Frank Nobilo Talks About Full-Time Move To CBS' Golf Coverage
Frank Nobilo will officially join CBS' PGA Tour coverage on a full-time basis in '20, a promotion that gives the analyst a chance to fully focus on live coverage after a decade-plus doing studio work at Golf Channel. Nobilo, whose role is still being finalized, had been balancing his Golf Channel duties with a part-time role at CBS over the past five seasons. "It was tough to try and go on both sides of the ship," he said. "You have to be out there on a regular basis because the game changes at such a great speed." Nobilo took THE DAILY through his expectations for the CBS role, whether he feels pressure over filling the void left by the departures of Peter Kostis and Gary McCord, and how he will look to improve the net's Tour coverage as the next round of media rights negotiations develop. Below are excerpts from the Q&A, some of which have been edited for clarity and brevity.

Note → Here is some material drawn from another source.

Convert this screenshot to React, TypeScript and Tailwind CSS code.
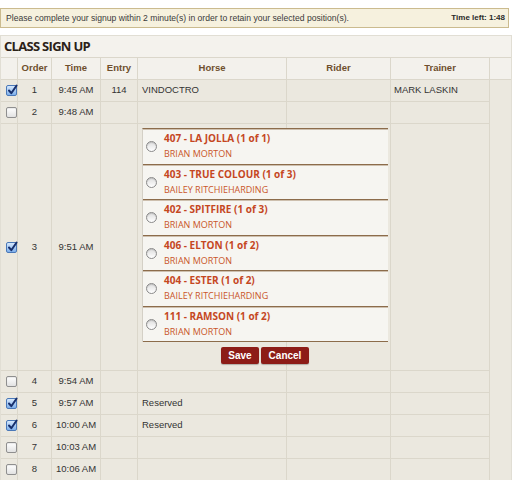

* Leaving Golf Channel: I try to think of it as opening another door rather than closing one. It was a great environment to learn studio work. I was lucky enough to work with my producer (Keith Hirshland). I still remember him saying, "If you've got something more important to say than the shot being hit, you should find another job." It took me a few weeks to figure that out, and I still think we break that rule way too often today. A viewer wants to see that shot. Our job is to fill in the gaps. ... It's bittersweet. There's a lot of people on the other side of the camera that never get seen. ... They know that they're a friendly face for the rest of my life.
* Details on his CBS role: What I'm led to believe is it's probably going to be the tower at this stage. Like a lot of the networks, everybody's concerned about the TV deals going forward. It would be wise of CBS or NBC or whoever else is going to cover it to be thinking about the way the viewer wants to hear golf being called. The game itself isn't changing. But now we have technology -- ProTracer, Trackman, all these other things -- that help the show. Do you stick with the old tower system? Or do you change it up? It will change, it will evolve. (CBS) is looking at their own golf coverage like everyone else is, and should be. ... It's going to be fun to go forward and try things.
* Pressure following Kostis and McCord: It's very tough to replace those people. You have to be different. You can't copy the way they did it. ... Nothing lasts forever. But I've been lucky enough to work alongside them. They served golf extremely well.
* Working with CBS producer Lance Barrow: Lance was one of the reasons I got involved with CBS five years ago. He has a different producing style, amazing memory. CBS is a different type of unit. There's a lot of laughter. There just seems to be a little less reverence in the truck, which is good. That's the more the way I was brought up. ... He and (NBC's) Tommy Roy have been the two best producers in golf for so long. I've been lucky enough to work for both of them. They're right on the money when the ball is in the air.
* Advice he would give to Michelle Wie as she enters broadcasting: She has the luxury, and it was a curse at the time, of being this teenage phenom. She didn't necessarily flame out, but the work ethic, the criticism, the compliments -- there was all of that, and yet she still managed to keep her feet on the ground. The way in which the game is today, it's so attractive and lucrative to a younger generation. She's a perfect link because people are going to fall prey to just about everything she's already experienced. She's still barely 30 years of age. That's a unique side she's going to bring. She has a vault of information that, should she care to share it, I think will be well-received.